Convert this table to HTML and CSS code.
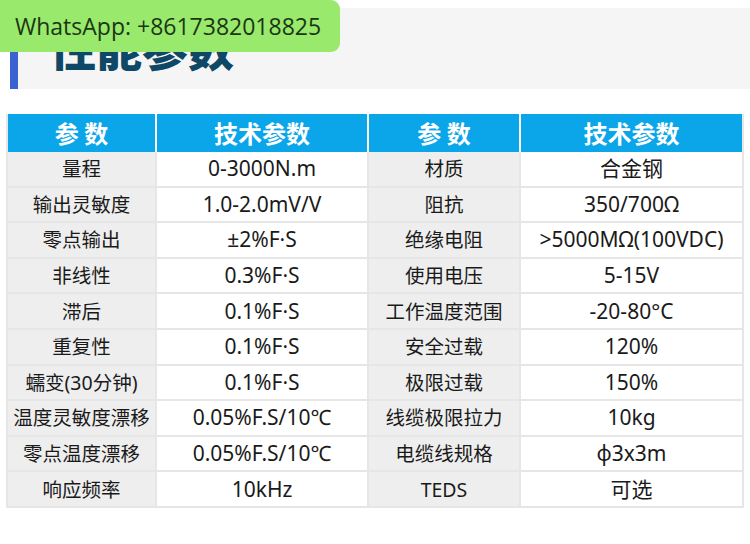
FILE: index.html
```html
<!DOCTYPE html>
<html lang="zh">
<head>
<meta charset="utf-8">
<link rel="stylesheet" href="styles.css">
</head>
<body>
<div class="badge">WhatsApp: +8617382018825</div>
<div class="band"><h1 class="title">性能参数</h1></div>
<table class="spec">
  <colgroup>
    <col class="c1"><col class="c2"><col class="c3"><col class="c4">
  </colgroup>
  <thead>
    <tr><th>参 数</th><th>技术参数</th><th>参 数</th><th>技术参数</th></tr>
  </thead>
  <tbody>
    <tr><td class="k">量程</td><td>0-3000N.m</td><td class="k">材质</td><td>合金钢</td></tr>
    <tr><td class="k">输出灵敏度</td><td>1.0-2.0mV/V</td><td class="k">阻抗</td><td>350/700Ω</td></tr>
    <tr><td class="k">零点输出</td><td>±2%F·S</td><td class="k">绝缘电阻</td><td>&gt;5000MΩ(100VDC)</td></tr>
    <tr><td class="k">非线性</td><td>0.3%F·S</td><td class="k">使用电压</td><td>5-15V</td></tr>
    <tr><td class="k">滞后</td><td>0.1%F·S</td><td class="k">工作温度范围</td><td>-20-80°C</td></tr>
    <tr><td class="k">重复性</td><td>0.1%F·S</td><td class="k">安全过载</td><td>120%</td></tr>
    <tr><td class="k">蠕变(30分钟)</td><td>0.1%F·S</td><td class="k">极限过载</td><td>150%</td></tr>
    <tr><td class="k">温度灵敏度漂移</td><td>0.05%F.S/10℃</td><td class="k">线缆极限拉力</td><td>10kg</td></tr>
    <tr><td class="k">零点温度漂移</td><td>0.05%F.S/10℃</td><td class="k">电缆线规格</td><td>φ3x3m</td></tr>
    <tr><td class="k">响应频率</td><td>10kHz</td><td class="k">TEDS</td><td>可选</td></tr>
  </tbody>
</table>
</body>
</html>
```
FILE: styles.css
```css
html, body {
  margin: 0;
  padding: 0;
  background: #ffffff;
  font-family: "Noto Sans", "Noto Sans CJK SC", sans-serif;
}
.badge {
  position: absolute;
  left: 0;
  top: 0;
  width: 340px;
  height: 52px;
  box-sizing: border-box;
  padding-left: 15px;
  background: #98e96c;
  border-radius: 0 9px 9px 0;
  color: #1c3614;
  font-family: "Open Sans", "Noto Sans", sans-serif;
  font-size: 23px;
  line-height: 52px;
  white-space: nowrap;
  z-index: 2;
}
.band {
  margin: 8px 0 0 10px;
  height: 81px;
  background: #f5f5f5;
  border-left: 8px solid #3b62d2;
  display: flex;
  align-items: flex-end;
}
.title {
  margin: 0 0 18px 32px;
  font-family: "Noto Sans CJK SC", sans-serif;
  font-weight: 900;
  font-size: 46px;
  line-height: 50px;
  color: #0e4866;
}
.spec {
  margin: 25px 0 0 6px;
  width: 738px;
  border-collapse: separate;
  border-spacing: 0;
  table-layout: fixed;
  border-left: 2px solid #e6e6e6;
}
.c1 { width: 149px; }
.c2 { width: 212px; }
.c3 { width: 152px; }
.c4 { width: 223px; }
.spec th {
  height: 38px;
  padding: 0;
  background: #0aa6e9;
  color: #ffffff;
  font-family: "Noto Sans CJK SC", sans-serif;
  font-weight: 700;
  font-size: 24px;
  line-height: 38px;
  text-align: center;
  border-right: 2px solid #ffffff;
}
.spec th:last-child { border-right: 2px solid #e6e6e6; }
.spec td {
  height: 33.6px;
  padding: 0;
  background: #ffffff;
  color: #1a1a1a;
  font-family: "Noto Sans", "Noto Sans CJK SC", sans-serif;
  font-size: 21px;
  line-height: 33px;
  text-align: center;
  white-space: nowrap;
  border-right: 2px solid #e6e6e6;
  border-bottom: 2px solid #e6e6e6;
}
.spec td.k {
  background: #eeeeee;
  font-size: 19.5px;
}
```
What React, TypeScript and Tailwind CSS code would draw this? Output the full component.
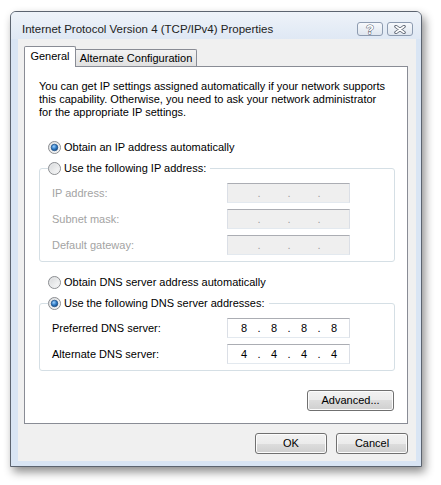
import React, { useId } from 'react';

const Radio = ({ checked }: { checked?: boolean }) => {
  const id = useId();
  return (
    <svg width="13" height="13" viewBox="0 0 13 13" className="shrink-0">
      <defs>
        <linearGradient id={`${id}o`} x1="0" y1="0" x2="1" y2="1">
          <stop offset="0" stopColor="#d2d4d6" />
          <stop offset="1" stopColor="#ffffff" />
        </linearGradient>
        <radialGradient id={`${id}d`} cx="0.4" cy="0.35" r="0.7">
          <stop offset="0" stopColor="#9fd3ff" />
          <stop offset="0.55" stopColor="#2f7ac4" />
          <stop offset="1" stopColor="#16457a" />
        </radialGradient>
      </defs>
      <circle cx="6.5" cy="6.5" r="6" fill={`url(#${id}o)`} stroke="#8b8d90" strokeWidth="1" />
      <circle cx="6.5" cy="6.5" r="4.6" fill="none" stroke="#e9eaeb" strokeWidth="0.8" />
      {checked && <circle cx="6.5" cy="6.5" r="3.3" fill={`url(#${id}d)`} stroke="#1d4f86" strokeWidth="0.7" />}
    </svg>
  );
};

const IpBox = ({ parts, disabled }: { parts: string[]; disabled?: boolean }) => (
  <div
    className={`flex h-[20px] w-[123px] items-center border border-t-[#abadb3] border-x-[#dbdfe6] border-b-[#e3e9ef] pl-[3px] ${
      disabled ? 'bg-[#efefef] text-[#a0a0a0]' : 'bg-white text-black'
    }`}
  >
    {parts.map((p, i) => (
      <React.Fragment key={i}>
        <span className="w-[26px] text-center">{p}</span>
        {i < 3 && <span className="w-[4px] text-center">.</span>}
      </React.Fragment>
    ))}
  </div>
);

const Row = ({ label, parts, disabled }: { label: string; parts: string[]; disabled?: boolean }) => (
  <div className="flex items-center pl-[12px]">
    <span className={`w-[175px] ${disabled ? 'text-[#a3a3a3]' : 'text-black'}`}>{label}</span>
    <IpBox parts={parts} disabled={disabled} />
  </div>
);

const Button = ({ label, className = '' }: { label: string; className?: string }) => (
  <button
    className={`flex h-[21px] shrink-0 items-center justify-center rounded-[3px] border border-[#707070] bg-[linear-gradient(#f2f2f2_0%,#ebebeb_50%,#dddddd_50%,#cfcfcf_100%)] text-black shadow-[inset_0_0_0_1px_#fcfcfc] ${className}`}
  >
    {label}
  </button>
);

export default function App() {
  const empty = ['', '', '', ''];
  return (
    <div className="h-[485px] w-[441px] whitespace-nowrap bg-white pl-[10px] pt-[11px] font-['Liberation_Sans',Arial,sans-serif] text-[11px] leading-[15px]">
      <div className="flex h-[456px] w-[412px] flex-col rounded-t-[6px] border border-[#5c6470] bg-[#d9e5f4] shadow-[3px_5px_10px_rgba(0,0,0,0.45)]">
        {/* title bar */}
        <div className="flex h-[27px] shrink-0 items-start rounded-t-[5px] bg-[linear-gradient(#eef3f9,#dfe8f4)] pl-[11px] pr-[8px]">
          <span className="mt-[10px] text-[11.5px] text-[#222]">Internet Protocol Version 4 (TCP/IPv4) Properties</span>
          <div className="ml-auto mt-[10px] flex gap-[4px]">
            <div className="flex h-[14px] w-[26px] items-center justify-center rounded-[3px] border border-[#8d9bb0] bg-[linear-gradient(#f7f9fc,#dfe6ef)]">
              <span className="text-[13px] font-bold leading-none text-white [-webkit-text-stroke:1px_#5a6270] [paint-order:stroke_fill]">?</span>
            </div>
            <div className="flex h-[14px] w-[26px] items-center justify-center rounded-[3px] border border-[#8d9bb0] bg-[linear-gradient(#f7f9fc,#dfe6ef)]">
              <svg width="14" height="9" viewBox="0 0 14 9">
                <path d="M3 1.5 L11 7.5 M11 1.5 L3 7.5" stroke="#5a6270" strokeWidth="3.4" strokeLinecap="round" />
                <path d="M3 1.5 L11 7.5 M11 1.5 L3 7.5" stroke="#ffffff" strokeWidth="1.6" strokeLinecap="round" />
              </svg>
            </div>
          </div>
        </div>

        {/* client */}
        <div className="mb-[5px] ml-[7px] flex w-[398px] flex-1 flex-col bg-[#f0f0f0] pl-[6px] pr-[8px] pt-[7px]">
          <div className="flex items-end">
            <div className="relative z-10 -mb-px flex h-[21px] w-[52px] items-center justify-center rounded-t-[2px] border border-b-0 border-[#898c95] bg-white pb-[1px]">
              General
            </div>
            <div className="flex h-[17px] w-[121px] items-center justify-center rounded-tr-[2px] border-r border-t border-[#898c95] bg-[linear-gradient(#f3f3f3,#e0e0e0)]">
              Alternate Configuration
            </div>
          </div>

          <div className="flex h-[358px] shrink-0 flex-col border border-[#898c95] bg-white pl-[14px] pr-[12px] text-black">
            <p className="mt-[13px] leading-[13px]">
              You can get IP settings assigned automatically if your network supports
              <br />
              this capability. Otherwise, you need to ask your network administrator
              <br />
              for the appropriate IP settings.
            </p>

            <label className="ml-[9px] mt-[21px] flex items-center gap-[3px]">
              <Radio checked />
              <span>Obtain an IP address automatically</span>
            </label>

            <fieldset className="mt-[6px] flex flex-col gap-[6px] rounded-[3px] border border-[#d5dfe5] pb-[6px]">
              <legend className="ml-[8px] flex items-center gap-[3px] pr-[4px]">
                <Radio />
                <span>Use the following IP address:</span>
              </legend>
              <div className="mt-[1px]" />
              <Row label="IP address:" parts={empty} disabled />
              <Row label="Subnet mask:" parts={empty} disabled />
              <Row label="Default gateway:" parts={empty} disabled />
            </fieldset>

            <label className="ml-[9px] mt-[13px] flex items-center gap-[3px]">
              <Radio />
              <span>Obtain DNS server address automatically</span>
            </label>

            <fieldset className="mt-[6px] flex flex-col gap-[6px] rounded-[3px] border border-[#d5dfe5] pb-[6px]">
              <legend className="ml-[8px] flex items-center gap-[3px] pr-[4px]">
                <Radio checked />
                <span>Use the following DNS server addresses:</span>
              </legend>
              <div className="mt-[1px]" />
              <Row label="Preferred DNS server:" parts={['8', '8', '8', '8']} />
              <Row label="Alternate DNS server:" parts={['4', '4', '4', '4']} />
            </fieldset>

            <Button label="Advanced..." className="mr-[1px] mt-[19px] w-[87px] self-end" />
          </div>

          <div className="mt-[9px] flex justify-end gap-[9px]">
            <Button label="OK" className="w-[72px]" />
            <Button label="Cancel" className="w-[72px]" />
          </div>
        </div>
      </div>
    </div>
  );
}
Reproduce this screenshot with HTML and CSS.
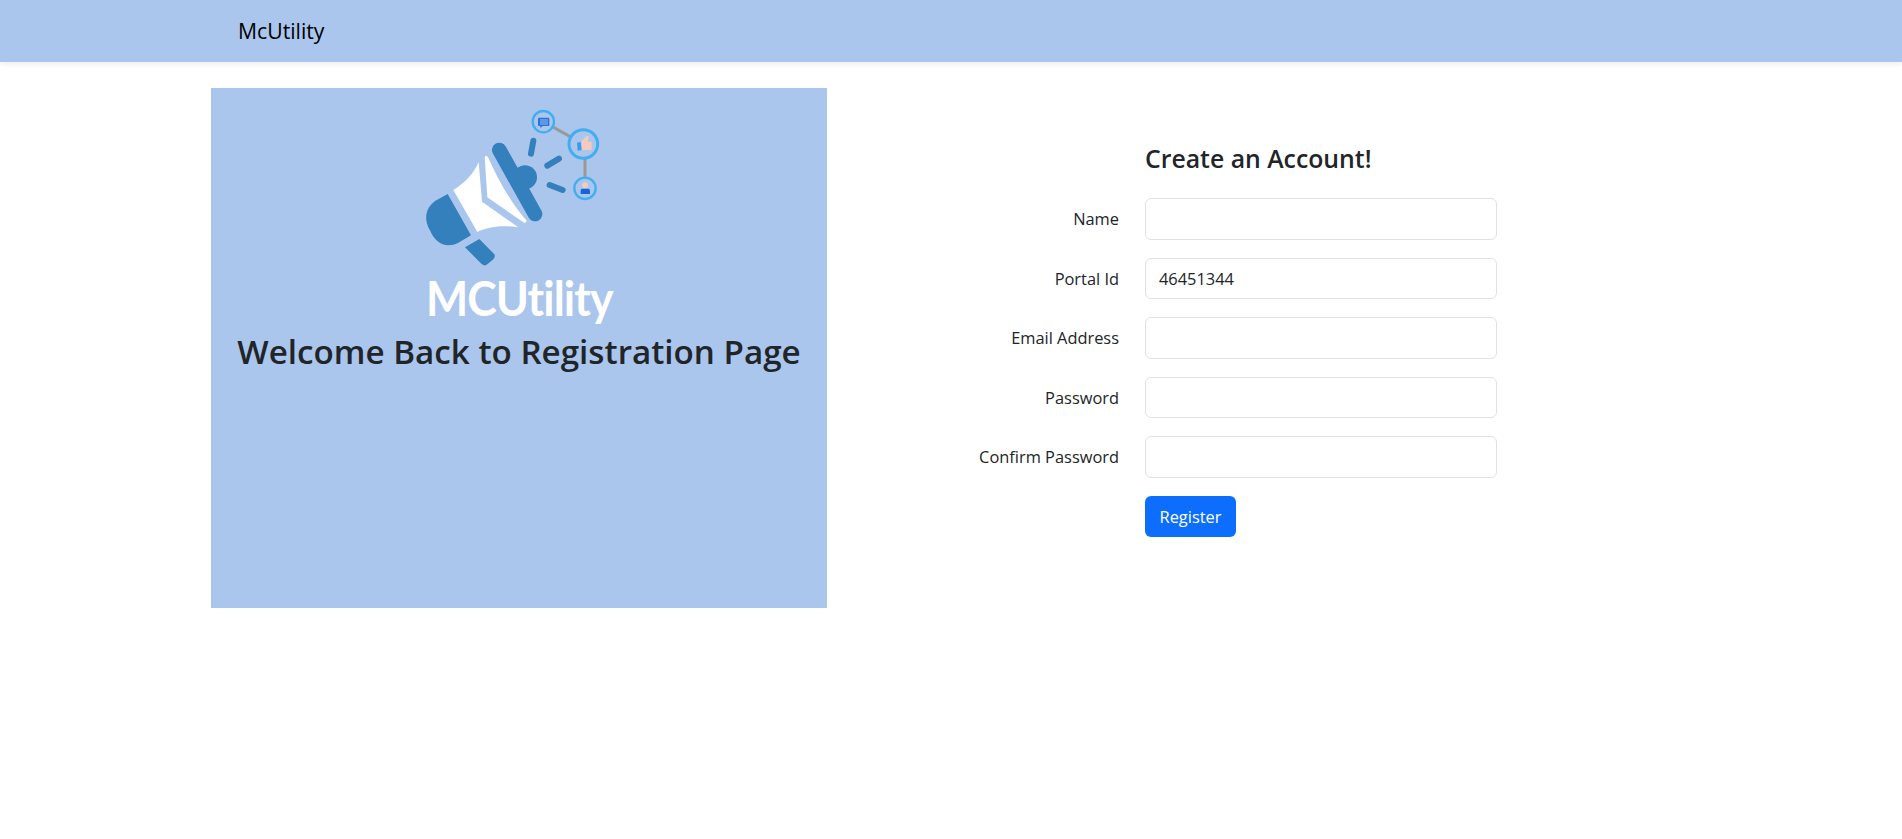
FILE: index.html
```html
<!DOCTYPE html>
<html lang="en">
<head>
<meta charset="utf-8">
<title>McUtility</title>
<link rel="stylesheet" href="styles.css">
</head>
<body>
<nav class="navbar"><a class="brand" href="#">McUtility</a></nav>
<main class="page">
  <section class="welcome">
    <svg class="logo" viewBox="-3 -6 720 555" xmlns="http://www.w3.org/2000/svg" aria-hidden="true">
      <g stroke="#999" stroke-width="9"><line x1="430" y1="95" x2="550" y2="162"/><line x1="555" y1="162" x2="555" y2="295"/></g>
      <g fill="#aac6ec" stroke="#42aef0"><circle cx="430" cy="95" r="32" stroke-width="7"/><circle cx="550" cy="162" r="43" stroke-width="9"/><circle cx="555" cy="295" r="32" stroke-width="7"/></g>
      <path fill="#2a72d8" d="M417 83h28q3 0 3 3v19q0 3-3 3h-17l-7 6v-6h-4q-3 0-3-3V86q0-3 3-3z"/>
      <path stroke="#a9cdf2" stroke-width="2.5" d="M420 90h24M420 96h24M420 102h24"/>
      <path fill="#f6cbbd" d="M545 153l15-14q5-3 6 3l-3 13h9q3 0 3 4v17q0 4-4 4h-26z"/>
      <path fill="#3a9be6" d="M531 158l11-2 3 24-12 2z"/>
      <circle cx="555" cy="286" r="9" fill="#f6cbbd"/>
      <path fill="#1565d8" d="M546 296h18q6 0 6 6v10h-28v-10q0-6 4-6z"/>
      <g stroke="#3380bc" stroke-linecap="round" fill="none">
        <line x1="298" y1="180" x2="405" y2="372" stroke-width="44"/>
        <line x1="400" y1="152" x2="393" y2="191" stroke-width="18"/>
        <line x1="477" y1="206" x2="442" y2="227" stroke-width="18"/>
        <line x1="449" y1="285" x2="488" y2="300" stroke-width="18"/>
      </g>
      <circle cx="375" cy="262" r="36" fill="#3380bc"/>
      <path fill="#3380bc" d="M143 312L213 436 175 458C135 478 105 455 92 425 70 390 75 355 105 333Z"/>
      <path fill="#3380bc" d="M238 447L283 493Q287 500 280 508L262 523Q254 530 245 522L195 472Z"/>
      <path fill="#fff" d="M160 300C195 278 222 250 236 216L246 335 355 412C310 405 265 410 232 426Z"/>
      <path fill="#fff" d="M254 200Q258 193 265 203C290 260 330 335 380 392 377 400 373 399 370 397L262 322Z"/>
    </svg>
    <div class="logo-text">MCUtility</div>
    <h1 class="welcome-title">Welcome Back to Registration Page</h1>
  </section>
  <section class="account">
    <form class="form">
      <h2 class="form-title">Create an Account!</h2>
      <label class="label" for="name">Name</label>
      <input class="input" id="name" type="text">
      <label class="label" for="portal">Portal Id</label>
      <input class="input" id="portal" type="text" value="46451344">
      <label class="label" for="email">Email Address</label>
      <input class="input" id="email" type="email">
      <label class="label" for="pass">Password</label>
      <input class="input" id="pass" type="password">
      <label class="label" for="confirm">Confirm Password</label>
      <input class="input" id="confirm" type="password">
      <button class="button" type="button">Register</button>
    </form>
  </section>
</main>
</body>
</html>
```
FILE: styles.css
```css
* { box-sizing: border-box; }
html, body { margin: 0; padding: 0; }
body {
  background: #fff;
  color: #212529;
  font-family: "Open Sans", "Noto Sans", sans-serif;
  font-size: 16.4px;
  min-height: 839px;
}
.navbar {
  height: 62px;
  background: #aac6ec;
  display: flex;
  align-items: center;
  padding-left: 238px;
  box-shadow: 0 2px 6px rgba(0, 0, 0, .08);
}
.brand {
  color: #000;
  font-size: 21.2px;
  text-decoration: none;
  line-height: 1;
}
.page {
  display: flex;
  margin: 26px 0 0 211px;
}
.welcome {
  width: 616px;
  height: 520px;
  background: #aac6ec;
  display: flex;
  flex-direction: column;
  align-items: center;
  flex: none;
}
.logo { width: 240px; height: 185px; display: block; flex: none; }
.logo-text {
  color: #fff;
  font-family: Lato, "Open Sans", sans-serif;
  font-weight: 700;
  font-size: 48px;
  line-height: 50px;
  letter-spacing: -1px;
  white-space: nowrap;
  transform: scaleX(.93);
}
.welcome-title {
  margin: 7px 0 0;
  font-size: 33.2px;
  font-weight: 600;
  line-height: 44px;
  white-space: nowrap;
}
.account { margin-left: 146px; padding-top: 53px; }
.form {
  display: grid;
  grid-template-columns: 146px 352px;
  column-gap: 26px;
  row-gap: 18px;
  align-items: center;
}
.form-title {
  grid-column: 2;
  margin: 0 0 5px;
  font-size: 24.8px;
  font-weight: 600;
  line-height: 34px;
}
.label { text-align: right; white-space: nowrap; }
.input {
  grid-column: 2;
  height: 41.5px;
  border: 1px solid #dee2e6;
  border-radius: 6px;
  padding: 0 13px;
  font: inherit;
  color: #212529;
  background: #fff;
  outline: 0;
}
.button {
  grid-column: 2;
  justify-self: start;
  width: 91px;
  height: 41.5px;
  background: #0d6efd;
  color: #fff;
  border: 0;
  border-radius: 6px;
  font: inherit;
  cursor: pointer;
}
```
# # # # # # #
Instruction:
Extract every line from the records above that contains the word "table".

Task output:
Convert this table to HTML and CSS code.
<table class="spec">
</table>
  table-layout: fixed;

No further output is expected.